A l’appui de leur demande de remboursement fondée sur les articles L. 133-18 et suivants du code monétaire et financier, les époux [R] – qui ont alerté leur agence bancaire des opérations frauduleuses sur leur compte joint très rapidement – font valoir que, affolée par l’annonce de prélèvements frauduleux, mais mise en confiance par le ton très professionnel de son interlocuteur qui la nommait “Madame [R]” et connaissait son numéro de téléphone portable, alors que le numéro d’appel affiché était celui du service des oppositions de la SOCIETE GENERALE, Mme [R] s’est trouvée mise en confiance et a suivi les instructions reçues. Ils soulignent qu’à aucun moment, ils “n’ont communiqué leurs codes secrets ni leurs codes CCV de carte bancaire”. Ils indiquent que la jurisprudence de la cour d’appel de [Localité 13] (arrêt de la 13ème chambre du 28 mars [Immatriculation 3]/07299) à vocation à s’appliquer à l’espèce. Ils ajoutent : “On peut de plus se demander comment le ou les escrocs avaient pu avoir connaissance du nom des titulaires d’un compte courant SG, connaître leur situation matrimoniale, le numéro de téléphone de “l’appareil de confiance” et il est très probable qu’un défaut de sécurité des données bancaires pourrait être reproché à la Société générale”.

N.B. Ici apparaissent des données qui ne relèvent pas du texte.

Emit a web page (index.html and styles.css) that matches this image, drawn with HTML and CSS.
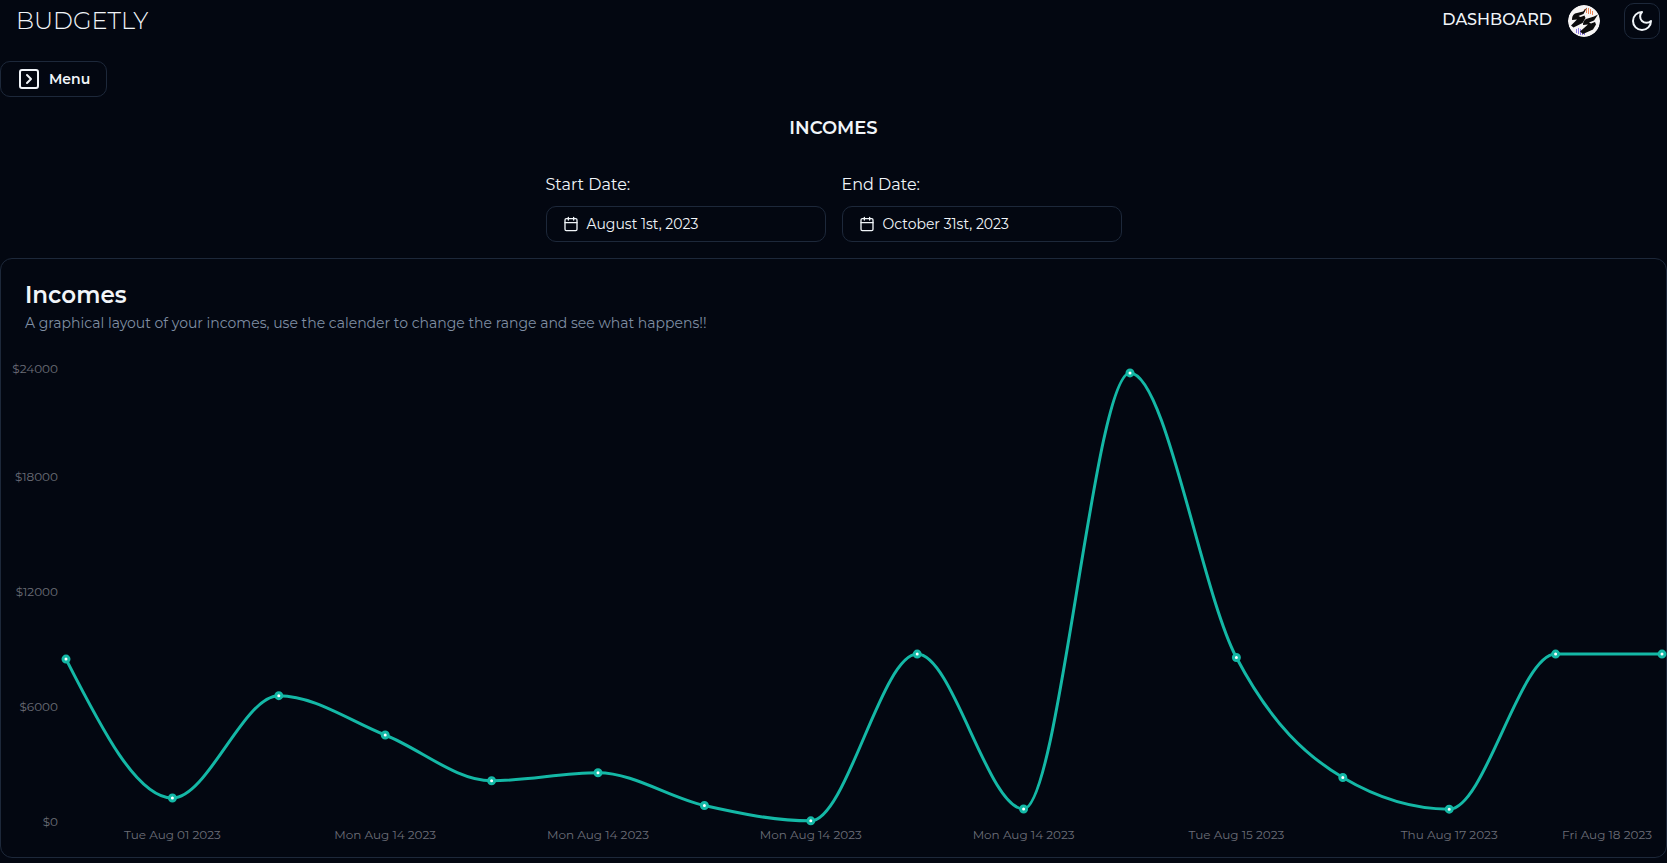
FILE: index.html
```html
<!DOCTYPE html>
<html lang="en">
<head>
<meta charset="utf-8">
<meta name="viewport" content="width=device-width, initial-scale=1">
<title>Budgetly</title>
<link rel="stylesheet" href="styles.css">
</head>
<body>
<header class="topbar">
  <a class="brand" href="#">BUDGETLY</a>
  <nav class="nav">
    <a class="nav-link" href="#">DASHBOARD</a>
    <a class="avatar" href="#" aria-label="Account">
      <svg viewBox="0 0 32 32" width="32" height="32" aria-hidden="true">
        <circle cx="16" cy="16" r="16" fill="#f7f5f5"/>
        <g stroke-width="1" fill="none">
          <path stroke="#ee8a5c" d="M18.500 3v5M20.500 3v6M22.500 4v5M24.500 6v4M16.500 4v3"/>
          <path stroke="#8f7ae6" d="M8.500 24v4M10.500 23v6M12.500 24v6M14.500 26v4M16.500 27v3"/>
        </g>
        <path fill="#0b0b0c" d="M19 2.500 15 6.500 7 8.500C4.500 10 4 12 4 15l5-.500L3 20.500l2.500 2 9-4.500 3-5-1-2.500-4 1.500-2-1 5-2z"/>
        <path fill="#0b0b0c" d="M30 9.500l-4 2-8 2.500c-2.500 1.500-3 3.500-3 6l5-.500-8 7 3 2.500 10-4.500 3-5-1-2.500-4 1.500-2-1 5-2z"/>
      </svg>
    </a>
    <button class="btn btn-icon" type="button" aria-label="Toggle theme">
      <svg class="icon" viewBox="0 0 24 24" width="24" height="24" aria-hidden="true"><path d="M12 3a6 6 0 0 0 9 9 9 9 0 1 1-9-9Z"/></svg>
    </button>
  </nav>
</header>
<main class="page">
  <button class="btn btn-menu" type="button">
    <svg class="icon" viewBox="0 0 24 24" width="24" height="24" aria-hidden="true"><rect x="3" y="3" width="18" height="18" rx="2"/><path d="m10 8 4 4-4 4"/></svg>
    Menu
  </button>
  <h1 class="page-title">INCOMES</h1>
  <div class="range">
    <div class="field">
      <label class="field-label" for="start">Start Date:</label>
      <button class="btn btn-date" id="start" type="button">
        <svg class="icon" viewBox="0 0 24 24" width="16" height="16" aria-hidden="true"><rect x="3" y="4" width="18" height="18" rx="2"/><path d="M16 2v4M8 2v4M3 10h18"/></svg>
        August 1st, 2023
      </button>
    </div>
    <div class="field">
      <label class="field-label" for="end">End Date:</label>
      <button class="btn btn-date" id="end" type="button">
        <svg class="icon" viewBox="0 0 24 24" width="16" height="16" aria-hidden="true"><rect x="3" y="4" width="18" height="18" rx="2"/><path d="M16 2v4M8 2v4M3 10h18"/></svg>
        October 31st, 2023
      </button>
    </div>
  </div>
  <section class="card">
    <div class="card-header">
      <h2 class="card-title">Incomes</h2>
      <p class="card-text">A graphical layout of your incomes, use the calender to change the range and see what happens!!</p>
    </div>
    <svg class="chart" id="chart" role="img" aria-label="Incomes over time"></svg>
  </section>
</main>
<script src="chart.js"></script>
</body>
</html>
```

FILE: styles.css
```css
* { box-sizing: border-box; }

body {
  margin: 0;
  background: #030711;
  color: #f1f5f9;
  font-family: Montserrat, Inter, "Open Sans", sans-serif;
  font-size: 16px;
  line-height: 24px;
}

a { color: inherit; text-decoration: none; }

.topbar {
  display: flex;
  align-items: center;
  justify-content: space-between;
  height: 42px;
  padding: 0 7px 0 16px;
}

.brand {
  font-size: 24px;
  font-weight: 300;
  line-height: 32px;
}

.nav { display: flex; align-items: center; }

.nav-link {
  margin-right: 16px;
  padding-bottom: 2px;
  font-size: 16px;
  font-weight: 500;
}

.avatar {
  display: block;
  width: 32px;
  height: 32px;
  margin-right: 24px;
  border-radius: 50%;
  overflow: hidden;
}

.avatar svg { display: block; }

.icon {
  flex: none;
  fill: none;
  stroke: currentColor;
  stroke-width: 2;
  stroke-linecap: round;
  stroke-linejoin: round;
}

.btn {
  display: flex;
  align-items: center;
  gap: 8px;
  height: 36px;
  padding: 0 16px;
  border: 1px solid #1d283a;
  border-radius: 10px;
  background: transparent;
  color: inherit;
  font: inherit;
  font-size: 14px;
  line-height: 20px;
}

.btn-icon {
  justify-content: center;
  width: 36px;
  padding: 0;
}

.btn-menu { font-weight: 600; }

.btn-date { width: 280px; }

.page { padding-top: 19px; }

.page-title {
  margin: 17px 0 31px;
  font-size: 18px;
  font-weight: 600;
  line-height: 28px;
  text-align: center;
}

.range {
  display: flex;
  flex-wrap: wrap;
  justify-content: center;
  gap: 16px;
}

.field { display: grid; gap: 9px; }

.field-label { font-size: 16px; font-weight: 400; }

.card {
  margin-top: 16px;
  border: 1px solid #1d283a;
  border-radius: 12px;
}

.card-header {
  display: grid;
  gap: 6px;
  padding: 24px;
}

.card-title {
  margin: 0;
  font-size: 23px;
  font-weight: 600;
  line-height: 24px;
}

.card-text {
  margin: 0;
  color: #7f8ea3;
  font-size: 14px;
  line-height: 20px;
}

.chart {
  display: block;
  width: 100%;
  height: 500px;
  overflow: visible;
}

.chart-line { fill: none; stroke: #14b8a6; stroke-width: 3; }
.chart-dot { fill: #ffffff; stroke: #14b8a6; stroke-width: 3; }
.chart-tick { fill: #6c6e78; font-size: 12px; }
```

FILE: chart.js
```js
const svg = document.getElementById("chart");
const values = [8500, 1250, 6590, 4540, 2150, 2570, 860, 60, 8760, 680, 23430, 8580, 2320, 670, 8760, 8760];
const dates = {
  1: "Tue Aug 01 2023", 3: "Mon Aug 14 2023", 5: "Mon Aug 14 2023", 7: "Mon Aug 14 2023",
  9: "Mon Aug 14 2023", 11: "Tue Aug 15 2023", 13: "Thu Aug 17 2023", 15: "Fri Aug 18 2023"
};
const max = 24000;
const plot = { left: 65, right: 4, top: 5, bottom: 465 };

function add(name, attrs, text) {
  const el = document.createElementNS("http://www.w3.org/2000/svg", name);
  for (const key in attrs) el.setAttribute(key, attrs[key]);
  if (text) el.textContent = text;
  svg.appendChild(el);
}

// Monotone cubic interpolation: the curve never overshoots its points.
function monotonePath(pts) {
  const n = pts.length;
  const slope = [];
  for (let i = 0; i < n - 1; i++) {
    slope.push((pts[i + 1].y - pts[i].y) / (pts[i + 1].x - pts[i].x));
  }
  const tangent = pts.map((p, i) => {
    if (i === 0 || i === n - 1) return 0;
    const a = slope[i - 1], b = slope[i];
    if (a * b <= 0) return 0;
    return Math.sign(a) * Math.min(Math.abs(a), Math.abs(b), Math.abs(a + b) / 4) * 2;
  });
  tangent[0] = (3 * slope[0] - tangent[1]) / 2;
  tangent[n - 1] = (3 * slope[n - 2] - tangent[n - 2]) / 2;
  let d = `M${pts[0].x},${pts[0].y}`;
  for (let i = 1; i < n; i++) {
    const p = pts[i - 1], q = pts[i], h = (q.x - p.x) / 3;
    d += `C${p.x + h},${p.y + h * tangent[i - 1]} ${q.x - h},${q.y - h * tangent[i]} ${q.x},${q.y}`;
  }
  return d;
}

function draw() {
  svg.replaceChildren();
  const width = svg.getBoundingClientRect().width;
  const step = (width - plot.left - plot.right) / (values.length - 1);
  const y = v => plot.bottom - v / max * (plot.bottom - plot.top);
  const pts = values.map((v, i) => ({ x: plot.left + i * step, y: y(v) }));

  for (let v = 0; v <= max; v += 6000) {
    add("text", { class: "chart-tick", x: plot.left - 8, y: Math.max(y(v), 12) + 4, "text-anchor": "end" }, "$" + v);
  }
  for (const i in dates) {
    const last = Number(i) === values.length - 1;
    add("text", {
      class: "chart-tick",
      x: last ? width - 14 : pts[i].x,
      y: plot.bottom + 17,
      "text-anchor": last ? "end" : "middle"
    }, dates[i]);
  }
  add("path", { class: "chart-line", d: monotonePath(pts) });
  pts.forEach(p => add("circle", { class: "chart-dot", cx: p.x, cy: p.y, r: 3 }));
}

draw();
window.addEventListener("resize", draw);
```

Il résulte des articles L. 133-18, L. 133-19 et L. 133-23 du code monétaire et financier que, en cas d’opération de paiement reconnue comme “non autorisée”, le payeur dispose en principe d’un droit à remboursement immédiat. Ce remboursement peut toutefois être refusé en cas d’agissement frauduleux de l’utilisateur lui-même ou, pour les seules opérations authentifiées de manière forte dans les conditions prévues par la loi, en cas de “négligence grave commise par l’utilisateur de services de paiement” démontrée par le prestataire de services de paiement.

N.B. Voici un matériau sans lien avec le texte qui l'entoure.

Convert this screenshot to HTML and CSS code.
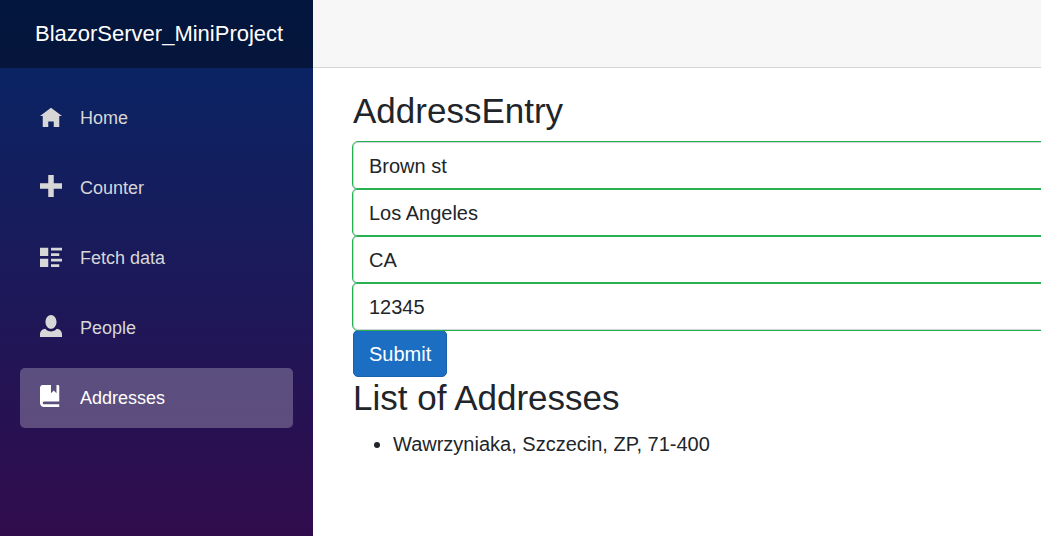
FILE: index.html
```html
<!DOCTYPE html>
<html lang="en">
<head>
<meta charset="utf-8">
<meta name="viewport" content="width=device-width, initial-scale=1">
<title>BlazorServer_MiniProject</title>
<link rel="stylesheet" href="styles.css">
</head>
<body>
<div class="page">
  <aside class="sidebar">
    <div class="brand-row"><a class="brand" href="#">BlazorServer_MiniProject</a></div>
    <nav class="nav">
      <a class="nav-link" href="#">
        <svg class="icon" viewBox="0 0 8 8" aria-hidden="true"><path d="M4 1l-4 3h1v4h2v-2h2v2h2v-4.03l1 .03-4-3z"/></svg>Home</a>
      <a class="nav-link" href="#">
        <svg class="icon" viewBox="0 0 8 8" aria-hidden="true"><path d="M3 0v3h-3v2h3v3h2v-3h3v-2h-3v-3h-2z"/></svg>Counter</a>
      <a class="nav-link" href="#">
        <svg class="icon" viewBox="0 0 8 8" aria-hidden="true"><path d="M0 1v3h3v-3h-3zm4 0v1h4v-1h-4zm0 2v1h3v-1h-3zm-4 2v3h3v-3h-3zm4 0v1h4v-1h-4zm0 2v1h3v-1h-3z"/></svg>Fetch data</a>
      <a class="nav-link" href="#">
        <svg class="icon" viewBox="0 0 8 8" aria-hidden="true"><path d="M4 0c-1.1 0-2 1.12-2 2.5s.9 2.5 2 2.5 2-1.12 2-2.5-.9-2.5-2-2.5zm-2.09 5c-1.06.05-1.91.92-1.91 2v1h8v-1c0-1.08-.84-1.95-1.91-2-.54.61-1.28 1-2.09 1-.81 0-1.55-.39-2.09-1z"/></svg>People</a>
      <a class="nav-link active" href="#" aria-current="page">
        <svg class="icon" viewBox="0 0 8 8" aria-hidden="true"><path d="M1 0c-.07 0-.13.01-.19.03-.39.08-.7.39-.78.78-.03.06-.03.12-.03.19v5.5c0 .83.67 1.5 1.5 1.5h5.5v-1h-5.5c-.28 0-.5-.22-.5-.5s.22-.5.5-.5h5.5v-5.5c0-.28-.22-.5-.5-.5h-.5v3l-1-1-1 1v-3h-3z"/></svg>Addresses</a>
    </nav>
  </aside>
  <div class="main">
    <header class="top-row"></header>
    <main class="content">
      <h3 class="heading">AddressEntry</h3>
      <form class="form">
        <input class="field" type="text" aria-label="Street address" value="Brown st">
        <input class="field" type="text" aria-label="City" value="Los Angeles">
        <input class="field" type="text" aria-label="State" value="CA">
        <input class="field" type="text" aria-label="Zip code" value="12345">
        <button class="submit" type="button">Submit</button>
      </form>
      <h3 class="heading">List of Addresses</h3>
      <ul class="list">
        <li>Wawrzyniaka, Szczecin, ZP, 71-400</li>
      </ul>
    </main>
  </div>
</div>
</body>
</html>
```
FILE: styles.css
```css
* {
  box-sizing: border-box;
}

body {
  margin: 0;
  background: #fff;
  color: #212529;
  font-family: "Liberation Sans", Arial, sans-serif;
  font-size: 20px;
  line-height: 30px;
}

.page {
  display: flex;
  min-height: 100vh;
}

.sidebar {
  flex: 0 0 313px;
  background: linear-gradient(180deg, #052767 0, #3a0647 650px);
}

.brand-row {
  display: flex;
  align-items: center;
  height: 68px;
  padding-left: 35px;
  background: rgba(0, 0, 0, 0.4);
}

.brand {
  color: #fff;
  font-size: 22px;
  text-decoration: none;
}

.nav {
  display: flex;
  flex-direction: column;
  gap: 10px;
  padding: 20px;
}

.nav-link {
  display: flex;
  align-items: center;
  gap: 18px;
  height: 60px;
  padding: 0 20px;
  border-radius: 5px;
  color: #d7d7d7;
  font-size: 18px;
  text-decoration: none;
}

.nav-link.active {
  background: rgba(255, 255, 255, 0.25);
  color: #fff;
}

.icon {
  width: 22px;
  height: 22px;
  margin-bottom: 4px;
  fill: currentColor;
}

.main {
  flex: 1;
  min-width: 0;
}

.top-row {
  height: 68px;
  border-bottom: 1px solid #d6d5d5;
  background: #f7f7f7;
}

.content {
  padding: 22px 0 22px 40px;
}

.heading {
  margin: 0 0 10px;
  font-size: 35px;
  font-weight: 500;
  line-height: 42px;
}

.field {
  display: block;
  width: 100%;
  height: 47px;
  padding: 8px 15px 6px;
  border: 1px solid #ced4da;
  border-right: 0;
  border-radius: 5px 0 0 5px;
  outline: 1px solid #26b050;
  background: #fff;
  color: #212529;
  font: inherit;
}

.submit {
  display: block;
  height: 47px;
  padding: 0 15px;
  border: 1px solid #1861ac;
  border-radius: 5px;
  background: #1b6ec2;
  color: #fff;
  font: inherit;
}

.list {
  margin: 0;
  padding-left: 40px;
}
```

Au vu des déclarations faites par Mme [R] auprès des services de la police nationale lors de son dépôt de plainte, l’espèce ne permet pas de caractériser une négligence grave de la part des époux [R].

En effet :

— les opérations de débit litigieuses ont manifestement été initiées par une personne distincte des utilisateurs ;

— Mme [R] a fait l’objet d’une opération de “spoofing téléphonique” (affichage, lors d’un appel téléphonique entrant malveillant, du numéro de téléphone d’un interlocuteur légitime) puisque le numéro de téléphone du service des fraudes de la SOCIETE GENERALE est apparu sur son téléphone portable ;

— ce procédé manipulatoire l’a mise en confiance et a diminué sa vigilance puisqu’elle pensait être en relation avec un salarié de la SOCIETE GENERALE, étant observé que face à un appel téléphonique évoquant de surcroît un risque d’utilisation frauduleuse d’une carte bancaire, la vigilance de la personne qui reçoit cet appel est moindre que celle d’une personne qui réceptionne un mail, laquelle dispose de davantage de temps pour en prendre connaissance et s’apercevoir d’éventuelles anomalies révélatrices de son origine frauduleuse.

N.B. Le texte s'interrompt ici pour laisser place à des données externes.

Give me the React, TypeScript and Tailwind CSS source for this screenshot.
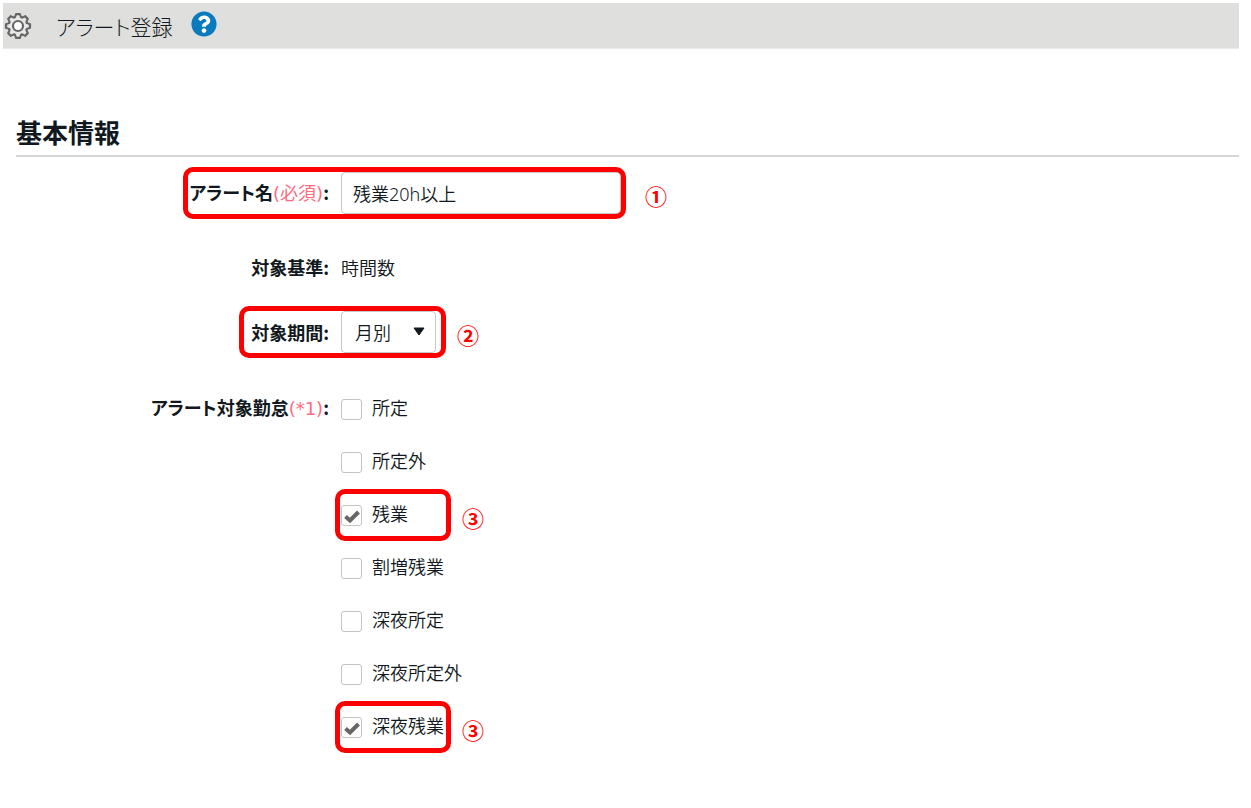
import { useState } from 'react';
import type { ReactNode } from 'react';
import { FaQuestionCircle } from 'react-icons/fa';

interface AttendanceType {
    id: string;
    label: string;
    checked: boolean;
    callout?: string;
}

const ATTENDANCE_TYPES: AttendanceType[] = [
    { id: 'regular', label: '所定', checked: false },
    { id: 'non-regular', label: '所定外', checked: false },
    { id: 'overtime', label: '残業', checked: true, callout: '③' },
    { id: 'premium-overtime', label: '割増残業', checked: false },
    { id: 'night-regular', label: '深夜所定', checked: false },
    { id: 'night-non-regular', label: '深夜所定外', checked: false },
    { id: 'night-overtime', label: '深夜残業', checked: true, callout: '③' },
];

function GearIcon() {
    const teeth = [0, 45, 90, 135, 180, 225, 270, 315];

    return (
        <svg viewBox="0 0 28 28" className="size-7" aria-hidden="true">
            <g fill="#666" stroke="#666" strokeWidth="1.8" strokeLinejoin="round">
                {teeth.map((angle) => (
                    <path key={angle} d="M10.8 6 L12 1.8 H16 L17.2 6 Z" transform={`rotate(${angle} 14 14)`} />
                ))}
                <circle cx="14" cy="14" r="9.6" />
            </g>
            <g fill="#e8e8e7">
                {teeth.map((angle) => (
                    <path key={angle} d="M11.4 7 L12.8 3.2 H15.2 L16.6 7 Z" transform={`rotate(${angle} 14 14)`} />
                ))}
                <circle cx="14" cy="14" r="8.2" />
            </g>
            <circle cx="14" cy="14" r="5" fill="#fff" stroke="#666" strokeWidth="2.2" />
        </svg>
    );
}

interface CalloutProps {
    mark: string;
    className: string;
    markClassName?: string;
}

function Callout({ mark, className, markClassName = 'ml-4' }: CalloutProps) {
    return (
        <div className={`pointer-events-none absolute flex items-center rounded-[10px] border-[5px] border-[#f00] ${className}`}>
            <span className={`absolute left-full mt-1 text-[22px] leading-7 font-bold text-[#f00] ${markClassName}`}>
                {mark}
            </span>
        </div>
    );
}

interface RowProps {
    label: string;
    note?: string;
    htmlFor?: string;
    className?: string;
    children: ReactNode;
}

function Row({ label, note, htmlFor, className = '', children }: RowProps) {
    return (
        <div className={`relative grid grid-cols-[315px_1fr] gap-x-2.5 ${className}`}>
            <label htmlFor={htmlFor} className="pr-0.5 text-right font-bold whitespace-nowrap">
                {label}
                {note && (
                    <span className="font-['DejaVu_Sans','Noto_Sans_CJK_JP',sans-serif] font-normal text-[#ff6b80] [font-feature-settings:normal]">
                        {note}
                    </span>
                )}
                :
            </label>
            {children}
        </div>
    );
}

function AttendanceCheckbox({ item }: { item: AttendanceType }) {
    const [checked, setChecked] = useState(item.checked);

    return (
        <div className="relative w-fit">
            <label className="flex items-center gap-2.5">
                <span className="relative mt-1 size-[21px]">
                    <input
                        type="checkbox"
                        checked={checked}
                        onChange={(e) => setChecked(e.target.checked)}
                        className="block size-full appearance-none rounded-[3px] border border-[#c4c4c4] bg-white"
                    />
                    {checked && (
                        <svg viewBox="0 0 21 21" className="pointer-events-none absolute inset-0" aria-hidden="true">
                            <path d="M4.5 11.5 L9 15.5 L17.5 7" fill="none" stroke="#666" strokeWidth="4" />
                        </svg>
                    )}
                </span>
                {item.label}
            </label>
            {item.callout && <Callout mark={item.callout} className="-top-2.5 -left-1.5 h-[52px] w-[116px]" />}
        </div>
    );
}

export default function App() {
    return (
        <div className="pt-[3px] pr-3 pb-12 font-['Noto_Sans_CJK_JP',sans-serif] text-lg leading-7 font-[350] text-[#111820] [font-feature-settings:'palt']">
            <header className="ml-[3px] flex h-[46px] items-center border-b border-[#e9e9e8] bg-[#dfdfdd] pl-px">
                <GearIcon />
                <h1 className="ml-6 text-[21px] font-light">アラート登録</h1>
                <a href="#help" aria-label="ヘルプ" className="mb-1 ml-[18px] rounded-full bg-[radial-gradient(white_55%,transparent_56%)] text-[26px] text-[#0a7abf]">
                    <FaQuestionCircle />
                </a>
            </header>

            <main className="mt-[67px] ml-4">
                <h2 className="border-b-2 border-[#d8d8d8] pb-[7px] text-[26px] leading-8 font-bold">基本情報</h2>

                <form className="mt-[15px]">
                    <Row label="アラート名" note="(必須)" htmlFor="alert-name" className="items-center">
                        <input
                            id="alert-name"
                            type="text"
                            defaultValue="残業20h以上"
                            className="h-[42px] w-[280px] rounded-[4px] border border-[#c8c8c8] bg-white px-[11px] font-['Noto_Sans','Noto_Sans_CJK_JP',sans-serif] [font-feature-settings:normal]"
                        />
                        <Callout mark="①" className="-inset-y-[5px] left-[167px] w-[443px]" markClassName="ml-6" />
                    </Row>

                    <Row label="対象基準" className="mt-[39px]">
                        <span>時間数</span>
                    </Row>

                    <Row label="対象期間" htmlFor="period" className="mt-[30px] items-center">
                        <div className="relative w-[95px]">
                            <select
                                id="period"
                                className="h-[42px] w-full appearance-none rounded-[4px] border border-[#c8c8c8] bg-white px-[13px]"
                            >
                                <option>月別</option>
                            </select>
                            <svg viewBox="0 0 14 9" className="pointer-events-none absolute top-4 right-2.5 w-3.5" aria-hidden="true">
                                <path d="M2 1 H12 L7 8 Z" fill="#111820" stroke="#111820" strokeLinejoin="round" />
                            </svg>
                        </div>
                        <Callout mark="②" className="-inset-y-[5px] left-[223px] w-[207px]" />
                    </Row>

                    <Row label="アラート対象勤怠" note="(*1)" className="mt-10">
                        <div className="flex flex-col gap-[25px]">
                            {ATTENDANCE_TYPES.map((item) => (
                                <AttendanceCheckbox key={item.id} item={item} />
                            ))}
                        </div>
                    </Row>
                </form>
            </main>
        </div>
    );
}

Par suite, il y a lieu de condamner la SOCIETE GENERALE à payer aux époux [R] les sommes de 4 952, 23 euros et de 8 701, 39 euros au titre du remboursement des fonds débités frauduleusement le 7 décembre 2022 sur leur compte joint, avec intérêts de retard au taux légal à compter du 27 mars 2024, date de la réception de la mise en demeure de rembourser adressée par leur conseil.

La juridiction étant saisie d’une demande en ce sens, il y a lieu, en application de l’article 1343-2 du code civil, d’ordonner la capitalisation des intérêts échus, dus au moins pour une année entière.

Le point de départ des intérêts capitalisés, qui ne peut pas être antérieur à la demande de capitalisation formulée par les créanciers, sera fixé à la date de l’acte introductif d’instance, soit le 5 août 2024.

Succombant, la SOCIETE GENERALE sera condamnée aux dépens.

Elle sera en outre tenue de payer aux époux [R] une indemnité au titre de l’article 700 du code de procédure civile qu’il est équitable de fixer à 1 500 euros.

PAR CES MOTIFS,

Le Tribunal, statuant publiquement, par mise à disposition au greffe, par jugement réputé contradictoire et en premier ressort :

CONDAMNE la SOCIETE GENERALE à payer à M. [S] [R] et à Mme [E] [C] épouse [R] les sommes de 4 952, 23 euros et de 8 701, 39 euros, avec intérêts de retard au taux légal à compter du 27 mars 2024 ;

ORDONNE la capitalisation des intérêts échus, dus au moins pour une année entière

FIXE le point de départ des intérêts capitalisés au 5 août 2024 ;

CONDAMNE la SOCIETE GENERALE aux dépens ;

CONDAMNE la SOCIETE GENERALE à payer à M. [S] [R] et à Mme [E] [C] épouse [R] la somme de 1 500 euros sur le fondement de l’article 700 du code de procédure civile ;

RAPPELLE que la présente décision est de droit exécutoire à titre provisoire.

Ainsi jugé le onze avril deux mil vingt cinq, la minute est signée de la présidente et de la greffière.